Records from a data collection
* * *

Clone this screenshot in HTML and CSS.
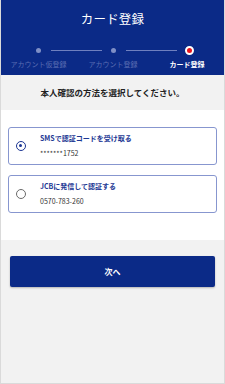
FILE: index.html
```html
<!DOCTYPE html>
<html lang="ja">
<head>
<meta charset="utf-8">
<title>カード登録</title>
<link rel="stylesheet" href="styles.css">
</head>
<body>
<div class="page">
  <header class="header">
    <h1 class="title">カード登録</h1>
    <div class="track">
      <span class="dot"></span>
      <span class="line line-a"></span>
      <span class="dot"></span>
      <span class="line line-b"></span>
      <span class="dot-current"></span>
    </div>
    <div class="labels">
      <span class="label">アカウント仮登録</span>
      <span class="label">アカウント登録</span>
      <span class="label label-current">カード登録</span>
    </div>
  </header>
  <div class="lead">本人確認の方法を選択してください。</div>
  <section class="options">
    <label class="option">
      <span class="radio radio-on"></span>
      <span class="option-text">
        <span class="option-title">SMSで認証コードを受け取る</span>
        <span class="option-sub">*******1752</span>
      </span>
    </label>
    <label class="option">
      <span class="radio"></span>
      <span class="option-text">
        <span class="option-title">JCBに発信して認証する</span>
        <span class="option-sub">0570-783-260</span>
      </span>
    </label>
  </section>
  <div class="actions">
    <button class="next">次へ</button>
  </div>
</div>
</body>
</html>
```
FILE: styles.css
```css
html, body {
  margin: 0;
  padding: 0;
}
body {
  background: #f2f2f2;
  font-family: "Noto Sans CJK JP", "Noto Sans", sans-serif;
  color: #333;
}
.page {
  box-sizing: border-box;
  width: 225px;
  min-height: 384px;
  border: 1px solid #dadada;
  border-top: 0;
  background: #f2f2f2;
}
.header {
  background: #0b2a87;
  height: 75px;
  box-sizing: border-box;
  padding-top: 9px;
}
.title {
  margin: 0;
  font-size: 12.5px;
  line-height: 20px;
  font-weight: 400;
  color: #fff;
  text-align: center;
  letter-spacing: 0.2px;
}
.track {
  display: flex;
  align-items: center;
  height: 10px;
  margin-top: 16px;
  padding-left: 35px;
}
.dot {
  width: 5px;
  height: 5px;
  border-radius: 50%;
  background: #7f8fc6;
  flex: none;
}
.line {
  height: 1px;
  background: #6f80bf;
  flex: none;
}
.line-a {
  width: 51px;
  margin: 0 9px 0 10px;
}
.line-b {
  width: 51px;
  margin: 0 8px 0 10px;
}
.dot-current {
  width: 5px;
  height: 5px;
  border-radius: 50%;
  background: #e8141c;
  border: 2px solid #fff;
  flex: none;
}
.labels {
  display: grid;
  grid-template-columns: 75px 74px 74px;
  margin-top: 4px;
}
.label {
  font-size: 7px;
  line-height: 10px;
  text-align: center;
  color: #5a6db2;
  white-space: nowrap;
}
.label-current {
  color: #fff;
  font-weight: 700;
}
.lead {
  height: 35px;
  display: flex;
  align-items: center;
  justify-content: center;
  font-size: 8.5px;
  font-weight: 700;
  color: #222;
  padding-bottom: 2px;
  box-sizing: border-box;
}
.options {
  background: #fff;
  padding: 17px 7px 27px;
  display: flex;
  flex-direction: column;
  gap: 10px;
}
.option {
  display: flex;
  align-items: center;
  height: 38px;
  box-sizing: border-box;
  border: 1px solid #8796cf;
  border-radius: 3px;
  padding-left: 7px;
  background: #fff;
}
.radio {
  width: 10px;
  height: 10px;
  box-sizing: border-box;
  border-radius: 50%;
  border: 1.3px solid #6a6a6a;
  flex: none;
  position: relative;
}
.radio-on {
  border: 1.6px solid #1b3593;
}
.radio-on::after {
  content: "";
  position: absolute;
  left: 1.6px;
  top: 1.6px;
  width: 3.6px;
  height: 3.6px;
  border-radius: 50%;
  background: #1b3593;
}
.option-text {
  display: flex;
  flex-direction: column;
  margin-left: 14px;
  gap: 5px;
  padding-bottom: 1px;
}
.option-title {
  font-size: 7px;
  line-height: 10px;
  font-weight: 700;
  color: #1d3894;
}
.option-sub {
  font-size: 7px;
  line-height: 10px;
  color: #333;
}
.actions {
  padding: 16px 9px 0;
}
.next {
  display: block;
  width: 100%;
  height: 31px;
  border: 0;
  border-radius: 2px;
  background: #0b2a87;
  color: #fff;
  font-family: "Noto Sans CJK JP", "Noto Sans", sans-serif;
  font-size: 8px;
  font-weight: 700;
  box-shadow: 0 1px 2px rgba(0,0,0,0.25);
  padding: 0;
}
```
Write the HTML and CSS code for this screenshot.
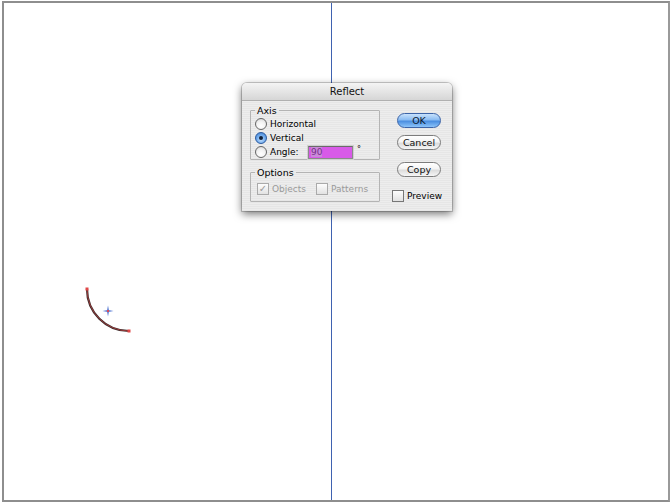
FILE: index.html
```html
<!DOCTYPE html>
<html>
<head>
<meta charset="utf-8">
<link rel="stylesheet" href="styles.css">
</head>
<body>
<div class="canvas">
  <div class="guide"></div>
  <svg class="arc" width="60" height="60" viewBox="0 0 60 60">
    <path d="M5 4 A42 42 0 0 0 47 46" fill="none" stroke="#3a2a2a" stroke-width="2.2"/>
    <path d="M5 4 A42 42 0 0 0 47 46" fill="none" stroke="#c44" stroke-width="0.8" opacity="0.8"/>
    <rect x="3.5" y="2.5" width="3" height="3" fill="#e04848"/>
    <rect x="45.5" y="44.5" width="3" height="3" fill="#e04848"/>
    <path d="M26 20.5 L27 25 L31.5 26 L27 27 L26 31.5 L25 27 L20.5 26 L25 25 Z" fill="#6b8ad8"/>
    <rect x="25" y="25" width="2" height="2" fill="#d84a5a"/>
  </svg>
  <div class="dialog">
    <div class="titlebar">Reflect</div>
    <div class="dbody">
      <div class="leftcol">
        <fieldset class="group axis">
          <legend>Axis</legend>
          <div class="row"><span class="radio"></span>Horizontal</div>
          <div class="row"><span class="radio on"></span>Vertical</div>
          <div class="row"><span class="radio"></span><span class="lbl">Angle:</span><span class="field"><span class="sel">90</span></span><span class="deg">°</span></div>
        </fieldset>
        <fieldset class="group options">
          <legend>Options</legend>
          <div class="row dis"><span class="check on">✓</span>Objects<span class="check gap"></span>Patterns</div>
        </fieldset>
      </div>
      <div class="rightcol">
        <div class="btn default">OK</div>
        <div class="btn">Cancel</div>
        <div class="btn third">Copy</div>
        <div class="prev"><span class="check"></span>Preview</div>
      </div>
    </div>
  </div>
</div>
</body>
</html>
```
FILE: styles.css
```css
html, body { margin: 0; padding: 0; background: #fff; }
body { font-family: "DejaVu Sans", "Liberation Sans", sans-serif; }
.canvas {
  position: relative;
  margin: 1px 0 0 2px;
  width: 664px;
  height: 497px;
  border: 2px solid #8e8e8e;
  border-right-color: #9a9a9a;
  background: #fff;
  overflow: hidden;
}
.guide {
  position: absolute;
  left: 327px;
  top: 0;
  bottom: 0;
  width: 1px;
  background: #3f62b0;
}
.arc { position: absolute; left: 78px; top: 282px; }
.dialog {
  position: absolute;
  left: 238px;
  top: 80px;
  width: 210px;
  height: 128px;
  background: repeating-linear-gradient(#ededed 0, #ededed 1px, #e6e6e6 1px, #e6e6e6 2px);
  border-radius: 5px 5px 0 0;
  box-shadow: 0 3px 9px rgba(0,0,0,0.55), 0 0 0 1px rgba(0,0,0,0.18);
  font-size: 9px;
  color: #000;
}
.titlebar {
  height: 17px;
  line-height: 17px;
  text-align: center;
  border-radius: 5px 5px 0 0;
  background: linear-gradient(#f4f4f4, #d6d6d6);
  border-bottom: 1px solid #b0b0b0;
  font-size: 10px;
  color: #111;
}
.dbody {
  display: flex;
  padding: 5px 0 0 8px;
}
.leftcol {
  width: 130px;
  display: flex;
  flex-direction: column;
  gap: 8px;
}
.group {
  margin: 0;
  padding: 1px 0 4px 4px;
  border: 1px solid #b4b4b4;
  border-radius: 1px;
  min-width: 0;
}
.group legend {
  padding: 0 2px;
  margin-left: 0;
  font-size: 9.5px;
  line-height: 9px;
}
.axis { height: 46px; padding-top: 2px; }
.options { height: 23px; padding-top: 5px; }
.row {
  display: flex;
  align-items: center;
  height: 14px;
  white-space: nowrap;
}
.radio {
  width: 10px;
  height: 10px;
  border-radius: 50%;
  border: 1px solid #666;
  background: radial-gradient(circle at 50% 70%, #fff 0, #f2f2f2 50%, #cfcfcf 100%);
  margin-right: 3px;
  position: relative;
  flex: none;
}
.radio.on {
  border-color: #2a5aa0;
  background: radial-gradient(circle at 50% 65%, #c6e2ff 0, #6aa6ea 55%, #3a78c8 100%);
}
.radio.on::after {
  content: "";
  position: absolute;
  left: 3px; top: 3px;
  width: 4px; height: 4px;
  border-radius: 50%;
  background: #10203a;
}
.lbl { width: 38px; }
.field {
  width: 41px;
  height: 11px;
  border: 1px solid #8a8a8a;
  border-top-color: #6a6a6a;
  outline: 1px solid #d0d0d0;
  background: #d85ae8;
  display: flex;
  align-items: center;
  padding-left: 2px;
}
.sel {
  background: #c98ad8;
  color: #7a2a8a;
  font-size: 9px;
  line-height: 10px;
}
.deg { margin-left: 4px; font-size: 8px; align-self: flex-start; margin-top: 0; }
.dis { color: #9a9a9a; padding-left: 2px; }
.check {
  width: 10px;
  height: 10px;
  border: 1px solid #aaa;
  background: linear-gradient(#fdfdfd, #e2e2e2);
  display: inline-flex;
  align-items: center;
  justify-content: center;
  font-size: 10px;
  line-height: 10px;
  color: #9a9a9a;
  margin-right: 3px;
  flex: none;
}
.prev .check { border-color: #777; }
.check.gap { margin-left: 10px; }
.rightcol {
  display: flex;
  flex-direction: column;
  align-items: flex-start;
  padding-left: 17px;
  padding-top: 7px;
}
.btn {
  width: 42px;
  height: 13px;
  line-height: 13px;
  text-align: center;
  border: 1px solid #7c7c7c;
  border-radius: 8px;
  background: linear-gradient(#ffffff 0, #f4f4f4 45%, #dcdcdc 55%, #f6f6f6 100%);
  margin-bottom: 7px;
  color: #111;
  font-size: 9.5px;
}
.btn.third { margin-top: 5px; }
.btn.default {
  border-color: #3c64a8;
  background: linear-gradient(#c8e2fc 0, #8abcf2 45%, #4a8ee0 55%, #8cc4fa 100%);
  color: #0c1a30;
}
.prev {
  display: flex;
  align-items: center;
  margin-top: 6px;
  margin-left: -5px;
}
```
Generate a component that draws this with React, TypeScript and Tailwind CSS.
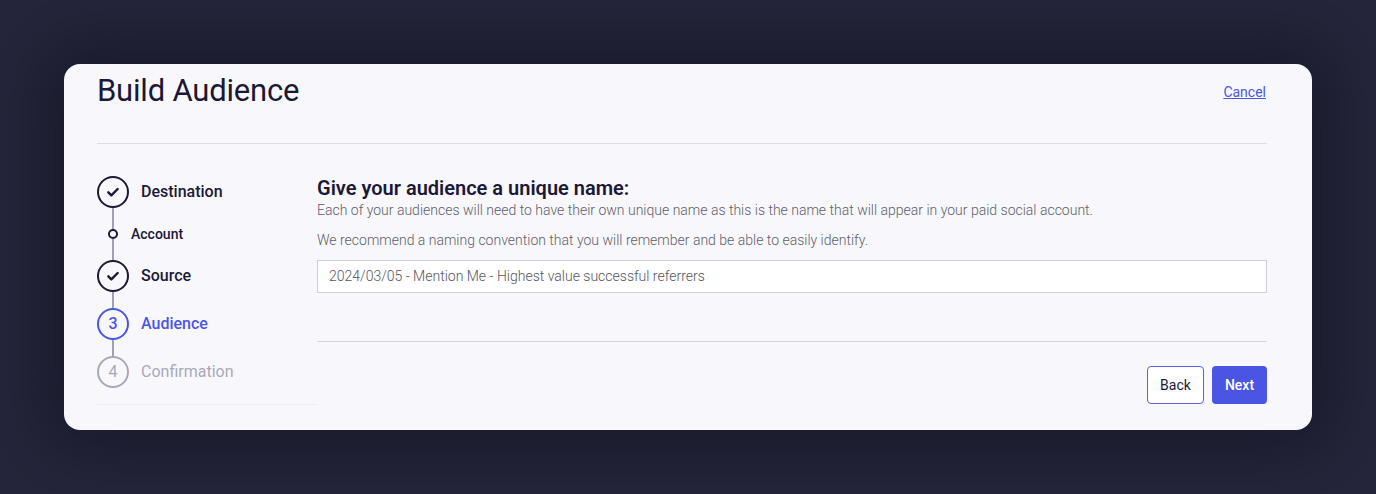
import React from "react";

function Check() {
  return (
    <svg width="16" height="16" viewBox="0 0 24 24" fill="none" stroke="#1b1838" strokeWidth="3.6" strokeLinecap="round" strokeLinejoin="round">
      <path d="M5 12.5l4.5 4.5L19 7.5" />
    </svg>
  );
}

export default function App() {
  return (
    <div
      className="w-[1376px] h-[494px] bg-[#25253b] flex items-start justify-center pt-[64px]"
      style={{ fontFamily: "Roboto, 'Liberation Sans', sans-serif" }}
    >
      <div className="w-[1248px] h-[366px] bg-[#f8f8fc] rounded-[16px] pl-[33px] pr-[45px] shadow-[0_0_60px_20px_rgba(20,20,35,0.6)]">
        {/* header */}
        <div className="flex items-start justify-between h-[80px] border-b border-[#dcdce4]">
          <h1 className="text-[31px] leading-[40px] mt-[7px] text-[#1b1838] font-normal tracking-[-0.2px]">
            Build Audience
          </h1>
          <a className="text-[14px] leading-[20px] mt-[18px] mr-[1px] text-[#4b55e3] underline cursor-pointer">Cancel</a>
        </div>

        <div className="flex pt-[32px]">
          {/* stepper */}
          <div className="w-[220px] flex flex-col border-b border-[#ebebf0] pb-[16px]">
            <div className="flex items-center h-[32px]">
              <div className="w-[32px] h-[32px] rounded-full border-2 border-[#1b1838] flex items-center justify-center">
                <Check />
              </div>
              <span className="ml-[12px] text-[16px] font-medium text-[#1b1838]">Destination</span>
            </div>
            <div className="w-[2px] h-[21px] bg-[#a19fb5] ml-[15px]" />
            <div className="flex items-center h-[10px]">
              <div className="w-[10px] h-[10px] rounded-full border-2 border-[#1b1838] ml-[11px]" />
              <span className="ml-[13px] text-[14px] leading-[10px] font-medium text-[#1b1838]">Account</span>
            </div>
            <div className="w-[2px] h-[21px] bg-[#a19fb5] ml-[15px]" />
            <div className="flex items-center h-[32px]">
              <div className="w-[32px] h-[32px] rounded-full border-2 border-[#1b1838] flex items-center justify-center">
                <Check />
              </div>
              <span className="ml-[12px] text-[16px] font-medium text-[#1b1838]">Source</span>
            </div>
            <div className="w-[2px] h-[16px] bg-[#a19fb5] ml-[15px]" />
            <div className="flex items-center h-[32px]">
              <div className="w-[32px] h-[32px] rounded-full border-2 border-[#4b55e3] flex items-center justify-center text-[16px] font-medium text-[#4b55e3]">
                3
              </div>
              <span className="ml-[12px] text-[16px] font-medium text-[#4b55e3]">Audience</span>
            </div>
            <div className="w-[2px] h-[16px] bg-[#a19fb5] ml-[15px]" />
            <div className="flex items-center h-[32px]">
              <div className="w-[32px] h-[32px] rounded-full border-2 border-[#a9a8b8] flex items-center justify-center text-[16px] text-[#a9a8b8]">
                4
              </div>
              <span className="ml-[12px] text-[16px] text-[#a9a8b8]">Confirmation</span>
            </div>
          </div>

          {/* content */}
          <div className="flex-1 flex flex-col">
            <h2 className="text-[20px] leading-[24px] font-semibold text-[#1b1838]">
              Give your audience a unique name:
            </h2>
            <p className="text-[14px] leading-[20px] font-light text-[#5e5e6a]">
              Each of your audiences will need to have their own unique name as this is the name that will appear in your paid social account.
            </p>
            <p className="text-[14px] leading-[20px] font-light text-[#5e5e6a] mt-[10px]">
              We recommend a naming convention that you will remember and be able to easily identify.
            </p>
            <div className="mt-[10px] h-[33px] border border-[#cfcfd6] bg-white flex items-center pl-[11px] text-[14px] font-light text-[#55555f]">
              2024/03/05 - Mention Me - Highest value successful referrers
            </div>
            <div className="mt-[48px] border-t border-[#d6d6de]" />
            <div className="flex justify-end gap-[8px] mt-[24px]">
              <button className="w-[57px] h-[38px] rounded-[4px] border border-[#5b62d8] bg-white text-[14px] text-[#1b1838]">
                Back
              </button>
              <button className="w-[55px] h-[38px] rounded-[4px] bg-[#4b55e3] text-[14px] font-medium text-white">
                Next
              </button>
            </div>
          </div>
        </div>
      </div>
    </div>
  );
}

* * *

EXERCISE BRIEF: Of the lines in this listing, report how many contain the string "screenshot", and give the number only.

SOLUTION FOR THIS EXERCISE: 2